As I travel around the country, there is one thing that seems purely universal in Nigeria: massive unemployment. Unemployment has reached the level where government must declare a state of emergency to fix it. I mean, it is very alarming that extremely brilliant young people in Nigeria cannot find jobs.
In my typical way, I would offer a suggestion to the government. Here is a summary of a strategy I do think could boost economic growth and get people back to work.
Forget Free Market; Stimulate the Economy with State Guarantees
My suggestion to the President is to listen less to people that tell him that free market would drive all vibrancy in our economic system. The private sector is working but we are not growing enough companies due to funding paucity in Nigeria. The implication is that most firms are not following their growth trajectories. Without those trajectories, the firms cannot hire for expansion. So, we are on paralysis because many companies which are entering their 10-15th birthdays are trapped within a banking system that does not have much assets to offer loans. You should not fault the banks; they have capital adequacy ratios to meet in an economy which is just coming out of recession.
To fix the growth stasis, the government should use state guarantees to unlock $10 billion in loans to at least 50,000 companies in Nigeria at average business loan of $200,000. Under this scheme, government would guarantee 25% of all business loans made by commercial banks. In other words, government would cover any loss by up to 25%. With this, banks would drop their tight credit criteria and allow some companies which might not have qualified for loans to qualify. This is basically playing at the borderline of creditworthiness with the guarantees flipping it for businesses.
Under this scheme, I expect loan growth to hit at least 30% within a quarter. That would put many companies on the path to move to the next level of their business lifecycles. As they grow, I expect them to hire. That would help in fixing the massive unemployment in the land.
Historically, government had focused on funding new companies. While that has merit, the reality is that new companies take time before they can add workers. The strategy now would be to stimulate already operating businesses which need capital to grow. Here are some elemental components of this plan:
- BVN is a must: All the businesses that need loans must have BVNs to ensure the identities of the promoters are documented.
- Digital Payment: Government would push as much as possible to get many of the companies to collect payment digitally (not just online). The goal is to have real insights on cashflow, and how the firms are doing. Also, digital receipts would make it possible to collect the right tax from them.
- Existing companies: Focus on existing companies and help them expand, over funding startups. Companies must be at least 3 years old to qualify.
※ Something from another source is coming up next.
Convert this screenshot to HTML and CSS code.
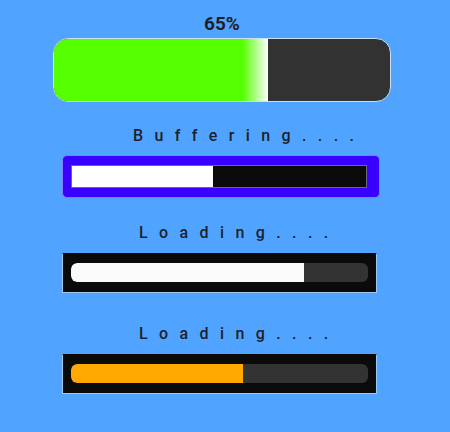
FILE: index.html
```html
<!DOCTYPE html>
<html lang="en">
<head>
    <meta charset="UTF-8">
    <meta name="viewport" content="width=device-width, initial-scale=1.0">
    <title>Progress Bars</title>
    <link rel="stylesheet" href="styles.css">
</head>
<body>

    <div class="page">
        <!-- barre principale avec pourcentage -->
        <div class="percent">65%</div>
        <div class="bar-main">
            <div class="bar-main-fill"></div>
        </div>

        <div class="label label-buffer">Buffering....</div>
        <div class="bar-buffer">
            <div class="bar-buffer-track">
                <div class="bar-buffer-fill"></div>
            </div>
        </div>

        <div class="label label-load">Loading....</div>
        <div class="bar-load">
            <div class="bar-load-track">
                <div class="bar-load-fill white" style="width: 78.6%"></div>
            </div>
        </div>

        <div class="label label-load2">Loading....</div>
        <div class="bar-load">
            <div class="bar-load-track">
                <div class="bar-load-fill orange" style="width: 58%"></div>
            </div>
        </div>
    </div>

</body>
</html>
```

FILE: styles.css
```css
body {
    margin: 0;
    padding: 0;
    background-color: #50a4ff;
    font-family: Roboto, "Noto Sans", sans-serif;
    color: #1c1f2a;
}

.page {
    display: flex;
    flex-direction: column;
    align-items: flex-start;
    padding-top: 14px;
    width: 450px;
    height: 432px;
    box-sizing: border-box;
}

.percent {
    font-size: 19px;
    font-weight: bold;
    line-height: 19px;
    margin-left: 204px;
    color: #1e1f26;
}

.bar-main {
    margin-top: 5px;
    margin-left: 53px;
    width: 338px;
    height: 64px;
    box-sizing: border-box;
    border: 1px solid #c9e0f5;
    border-radius: 15px;
    background-color: #323232;
    overflow: hidden;
}

.bar-main-fill {
    width: 214px;
    height: 100%;
    background: linear-gradient(to right, #55ff00 0%, #55ff00 88%, #ffffff 100%);
}

.label {
    font-size: 16px;
    font-weight: 500;
    line-height: 16px;
    letter-spacing: 11.4px;
    white-space: nowrap;
}

.label-buffer {
    margin-top: 26px;
    margin-left: 133px;
}

.label-load {
    margin-top: 27px;
    margin-left: 139px;
}

.label-load2 {
    margin-top: 33px;
    margin-left: 139px;
}

.bar-buffer {
    margin-top: 11px;
    margin-left: 62px;
    width: 318px;
    height: 43px;
    box-sizing: border-box;
    padding: 9px 12px 9px 8px;
    background-color: #3a00ff;
    border-radius: 5px;
    border: 1px solid #7a80ff;
}

.bar-buffer-track {
    height: 100%;
    box-sizing: border-box;
    background-color: #0a0a0a;
    border: 1px solid #6a6a7a;
}

.bar-buffer-fill {
    width: 48%;
    height: 100%;
    background-color: #fff;
}

.bar-load {
    margin-top: 12px;
    margin-left: 62px;
    width: 315px;
    height: 40px;
    box-sizing: border-box;
    padding: 9px 8px 10px 8px;
    background-color: #0a0a0a;
    border: 1px solid #9cc8f5;
    border-top-color: #0a0a0a;
}

.bar-load-track {
    height: 100%;
    background-color: #333;
    border-radius: 6px;
    overflow: hidden;
}

.bar-load-fill {
    height: 100%;
    border-radius: 6px 0 0 6px;
}

.bar-load-fill.white {
    background-color: #fafafa;
}

.bar-load-fill.orange {
    background-color: #ffa800;
}
```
- Banks decisions: The banks would have 100% control on the credit decision and administration. Only the banks would determine the companies they would lend to; after all they are going to lose 75% of the money if things go bad. But with the 25% of potential loss covered, they would be encouraged to reduce their criteria. Government would bound the maximum amount which can be loaned to a single firm or promoters under the scheme.
- Software automation: The whole process of this scheme must be wholly transparent to the business community, banking sector and the government. I recommend creating a software system to make that happen.
I project the following as impacts: Each of the 50,000 benefiting companies would add 10 employees within a year for a total capacity of 500,000 (direct) new jobs. The boom in the economy as result of this expansion (the new workers would spend money, the banks would expand, the firms doing business with these 50,000 companies would expand, etc) would result to additional 1 million jobs.
So, within a year of the initiative, government would have created very good 1.5 million jobs. And it can do this without losing a dime if the loans perform well.